Many texts record Kitanomanodokoro becoming a dedicated Buddhist nun after she was widowed. However, during her reign as basically the First Lady of the Momoyama Period (1573–1600), she wielded great influence both with her husband and on her own, a rarity for a woman in those days. Toyotomi and Kitanomandokoro adopted several children from prominent families, including Gohime and her older sister Mahime, and records show that they truly cared deeply for each of them.

Kitanomandokoro initially strongly opposed the Jesuits and the spread of Christianity, described in Jesuit letters as “cold and unkind”. However, many of her servants and members of her household had become interested in Christianity and more than a few converted, a situation which despite her original feelings, she at least tolerated. Over time, her regard for Christianity changed until she had completely reversed her opinion on Christians and the Jesuits. It has been strongly suggested that when the Jesuit priests and Christian daimyos were unable to get Toyotomi to relax his edict against Christianity, it was Kitamandokoro who successfully petitioned her husband for leniency toward the Jesuits and their disciples.

Later in life, Kitanomandokoro was recorded as saying “…it seems to me that Christianity has great rationale. And it is superior to any other religion, and it is more plausible than many existing Japanese religions.” She continued: “Every Christian agrees on one truth, and claims that to be true. That makes me believe that [Christianity tells] the truth. Japanese religions never agree, and are never the same.” Although it was never recorded that Kitanomandokoro ever officially converted to Christianity, her words suggest a greater understanding of the gospel message than most Japanese had at the time.

Because of Kitanomandokoro’s support of Christians and tolerance for Christians in her own household, Gohime was able to grow up under the influence of several women who were well educated in the gospel and regular attenders of the thriving Osaka church, which they were allowed by Toyotomi to attend. Her husband Ukita Hideie was not a recorded Christian, but his Okayama domain officially permitted Christians to reside and evangelize. His mother, Fuku, like Kitanomandokoro, was a vocal defender of Christians and received appeals from the Jesuits for help. Thus, after her marriage, Gohime continued to live in an environment supportive of Christianity and probably contained Christian servants.

So perhaps it was only natural that later, faced with the trials of being separated from her husband and sons forever, Gohime finally grasped the full understanding of God’s love and mercy. Her sons had been baptized before their exile; she could now be reunited with the family she was forcefully separated from in this life. After her conversion, she returned to her birth home in Kanazawa where she made a substantial donation for the building the church there. Christianity in nearby Kanazawa had thrived under the protection of the Maeda clan, which Gohime was part of. Gohime remained at the estate of her birth family until her death at the age of 61.

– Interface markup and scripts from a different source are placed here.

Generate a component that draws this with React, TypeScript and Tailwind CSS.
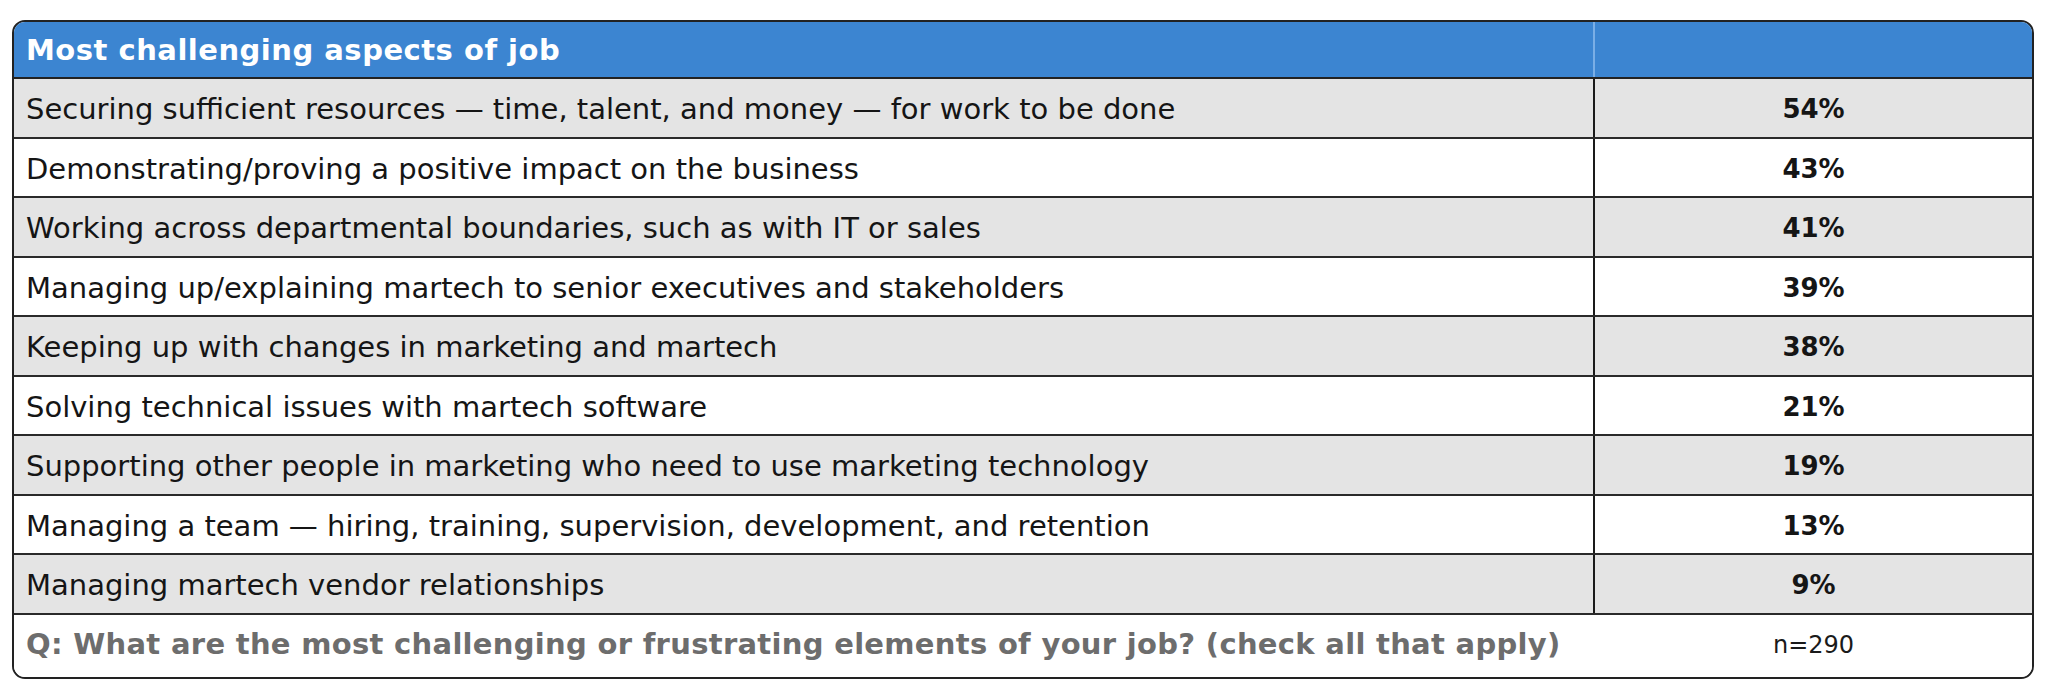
const rows = [
  { label: "Securing sufficient resources — time, talent, and money — for work to be done", pct: "54%" },
  { label: "Demonstrating/proving a positive impact on the business", pct: "43%" },
  { label: "Working across departmental boundaries, such as with IT or sales", pct: "41%" },
  { label: "Managing up/explaining martech to senior executives and stakeholders", pct: "39%" },
  { label: "Keeping up with changes in marketing and martech", pct: "38%" },
  { label: "Solving technical issues with martech software", pct: "21%" },
  { label: "Supporting other people in marketing who need to use marketing technology", pct: "19%" },
  { label: "Managing a team — hiring, training, supervision, development, and retention", pct: "13%" },
  { label: "Managing martech vendor relationships", pct: "9%" },
];

export default function App() {
  return (
    <div className="w-[2048px] h-[694px] bg-white pt-[20px] pl-[12px] font-['DejaVu_Sans',sans-serif]">
      <div className="w-[2022px] border-2 border-[#222] rounded-[13px] overflow-hidden">
        {/* Header */}
        <div className="grid grid-cols-[1581px_1fr] h-[57px] bg-[#3c85d1] border-b-2 border-[#222]">
          <div className="flex items-center pl-[12px] pt-[2px] border-r-2 border-[#7aaee6] text-white font-bold text-[29px] tracking-[0.5px]">
            Most challenging aspects of job
          </div>
          <div />
        </div>

        {/* Rows */}
        {rows.map((row, i) => (
          <div
            key={row.label}
            className={`grid grid-cols-[1581px_1fr] h-[59.5px] border-b-2 border-[#2a2a2a] ${
              i % 2 === 0 ? "bg-[#e4e4e4]" : "bg-white"
            }`}
          >
            <div className="flex items-center pl-[12px] pt-[4px] border-r-2 border-[#1a1a1a] text-[29px] text-[#151515]">
              {row.label}
            </div>
            <div className="flex items-center justify-center pt-[4px] font-bold text-[26px] text-[#151515]">
              {row.pct}
            </div>
          </div>
        ))}

        {/* Footer */}
        <div className="grid grid-cols-[1581px_1fr] h-[62px] bg-white">
          <div className="flex items-center pl-[12px] pb-[2px] font-bold text-[29px] text-[#6d6d6d] tracking-[0.3px]">
            Q: What are the most challenging or frustrating elements of your job? (check all that apply)
          </div>
          <div className="flex items-center justify-center pb-[2px] text-[24px] text-[#1a1a1a]">n=290</div>
        </div>
      </div>
    </div>
  );
}
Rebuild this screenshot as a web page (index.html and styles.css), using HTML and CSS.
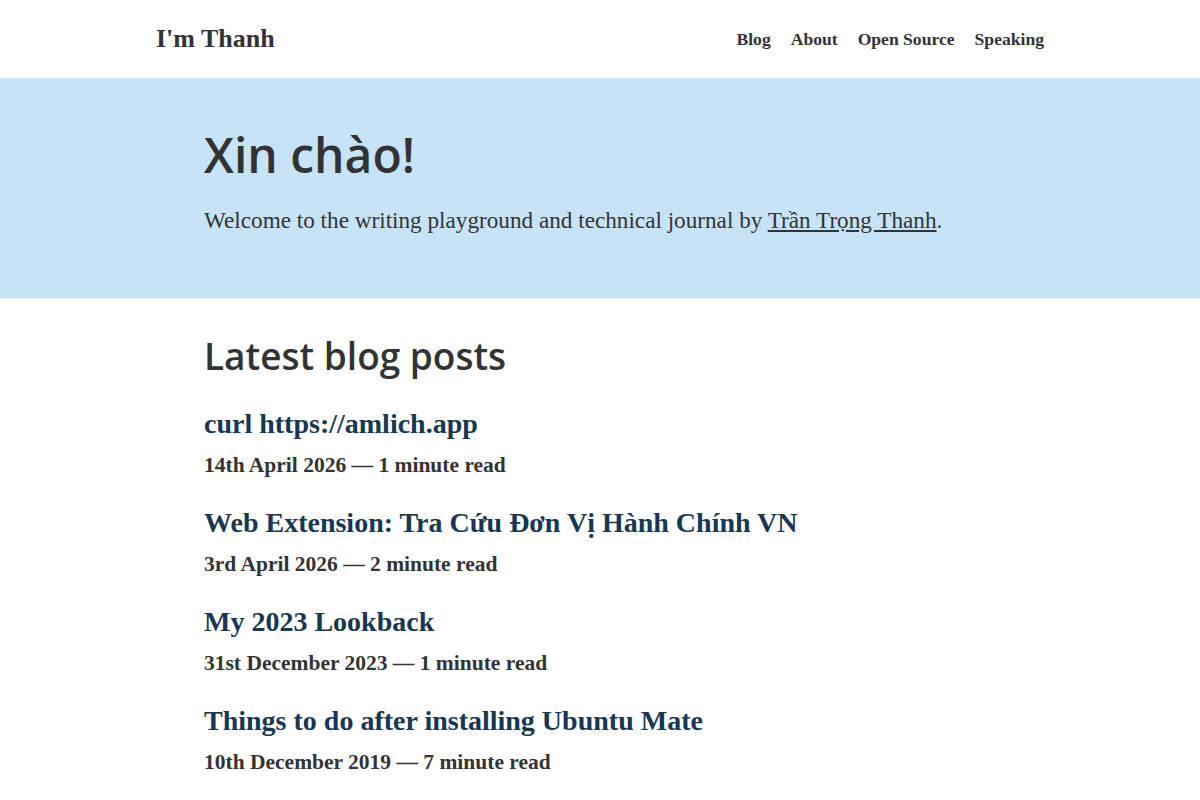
FILE: index.html
```html
<!DOCTYPE html>
<html lang="en">
<head>
<meta charset="utf-8">
<title>I'm Thanh</title>
<link rel="stylesheet" href="styles.css">
</head>
<body>
<header class="site-header">
  <div class="header-inner">
    <a class="logo" href="#">I'm Thanh</a>
    <nav class="nav">
      <a href="#">Blog</a>
      <a href="#">About</a>
      <a href="#">Open Source</a>
      <a href="#">Speaking</a>
    </nav>
  </div>
</header>
<section class="hero">
  <div class="content">
    <h1 class="hero-title">Xin chào!</h1>
    <p class="hero-text">Welcome to the writing playground and technical journal by <a href="#">Trần Trọng Thanh</a>.</p>
  </div>
</section>
<main class="content posts">
  <h2 class="section-title">Latest blog posts</h2>
  <article class="post">
    <h3 class="post-title"><a href="#">curl https://amlich.app</a></h3>
    <p class="post-meta">14th April 2026 — 1 minute read</p>
  </article>
  <article class="post">
    <h3 class="post-title"><a href="#">Web Extension: Tra Cứu Đơn Vị Hành Chính VN</a></h3>
    <p class="post-meta">3rd April 2026 — 2 minute read</p>
  </article>
  <article class="post">
    <h3 class="post-title"><a href="#">My 2023 Lookback</a></h3>
    <p class="post-meta">31st December 2023 — 1 minute read</p>
  </article>
  <article class="post">
    <h3 class="post-title"><a href="#">Things to do after installing Ubuntu Mate</a></h3>
    <p class="post-meta">10th December 2019 — 7 minute read</p>
  </article>
</main>
</body>
</html>
```
FILE: styles.css
```css
* { box-sizing: border-box; }

body {
  margin: 0;
  font-family: "Liberation Serif", "DejaVu Serif", serif;
  color: #333;
  background: #fff;
}

a { color: inherit; }

.site-header {
  height: 78px;
  background: #fff;
}

.header-inner {
  width: 888px;
  height: 100%;
  margin: 0 auto;
  display: flex;
  align-items: center;
  justify-content: space-between;
}

.logo {
  font-size: 26px;
  font-weight: 700;
  text-decoration: none;
  color: #333;
}

.nav {
  display: flex;
  gap: 20px;
}

.nav a {
  font-size: 17.6px;
  font-weight: 700;
  text-decoration: none;
  color: #333;
}

.hero {
  background: #c7e3f8;
  height: 220px;
  border-bottom: 1px solid #c0d8ec;
}

.content {
  width: 792px;
  margin: 0 auto;
}

.hero .content {
  padding-top: 45px;
}

.hero-title {
  margin: 0;
  font-family: "Open Sans", sans-serif;
  font-weight: 600;
  font-size: 48px;
  line-height: 64px;
  color: #333;
}

.hero-text {
  margin: 18px 0 0;
  font-size: 23.2px;
  line-height: 30px;
  color: #333;
}

.hero-text a {
  color: #333;
}

.posts {
  padding-top: 32px;
  padding-bottom: 20px;
}

.section-title {
  margin: 0 0 24px;
  font-family: "Open Sans", sans-serif;
  font-weight: 600;
  font-size: 37px;
  line-height: 52px;
  color: #333;
}

.post {
  margin-bottom: 25px;
}

.post-title {
  margin: 0;
  font-size: 28px;
  line-height: 36px;
  font-weight: 700;
}

.post-title a {
  color: #173753;
  text-decoration: none;
}

.post-meta {
  margin: 8px 0 0;
  font-size: 21.5px;
  line-height: 30px;
  font-weight: 700;
  color: #333;
}
```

I find it very disappointing that few evangelical Christians in Japan have a working knowledge of the roots of Christianity in Japan. I do not know if it because those roots were seeded by the Catholic church and there is still some deep seated mistrust between Protestants and Catholics that has gone unresolved for nearly 500 years now since the Reformation. Perhaps it is because many Japanese Christians were eventually forced underground, becoming the Kakure Kirisutan (Hidden Christians) who worshipped in secret, often using the veil of Buddhism as cover. I’ve even heard Western Evangelicals refer to these Christians as syncretic, a term that shocked and angered me.

Whatever the case, I believe the time has come for Japanese Christians, both Protestant and Catholic, to honor the memories of those who remained in the faith at great cost to themselves and their loved ones. As recently as 2017, Takayama Ukon, the Christian daimyo exiled to the Philippines was beatified, one step closer to sainthood in the Catholic Church. According to the church, it was Takayama’s unwavering faithfulness to the believers in his charge in the face of the wrath of Nobunaga, Toyotomi and Tokugawa Ieyasu that led to his beatification. Like Job of the Bible, Takayama lost everything, eventually even his life, but remained faithful to God and to the followers of Christ in his care. But his is a story for another day.

I believe it is critical for Japanese people to see the depths of Christian faith, Catholic or Protestant, in their own history and heroes. For too long, the evangelical church in Japan has glossed over Catholic church history, even going so far as berating the Kakure Kirisutan as syncretists. If the Japanese are to ever fully understand that Christianity is not a Western religion but one which has been practiced in their country 200 years before America was even established, we must first give them heroes of the faith from that time that they can look to.

References:

The Conversion of Hideyoshi’s Daughter Gōby Tomoko Kitagawa, Japanese Journal of Religions Studies 34/1: 9–25 © 2007 Nanzan Institute for Religion and Culture

Kitanomandokoro : a lady samurai behind the shadow of Toyotomi Hideyoshiby Tomoko Kitagawa, UBC Theses and Dissertations

Takayama Ukon — A Candidate for Canonizationby Fr. Johannes Laures, SJ

Reflecting on English Summer Camp 2019

This past August, we wrapped up our 4th year of English Summer Camp. It was significant, in many ways, as from the beginning, we didn’t know if there would be a 4th year. Our partners in California committed to 3 years and after that, it would be up to the Lord to lead us. Well, the Lord led us to continue, and we could tell by this year that where He leads, He leads with great blessings.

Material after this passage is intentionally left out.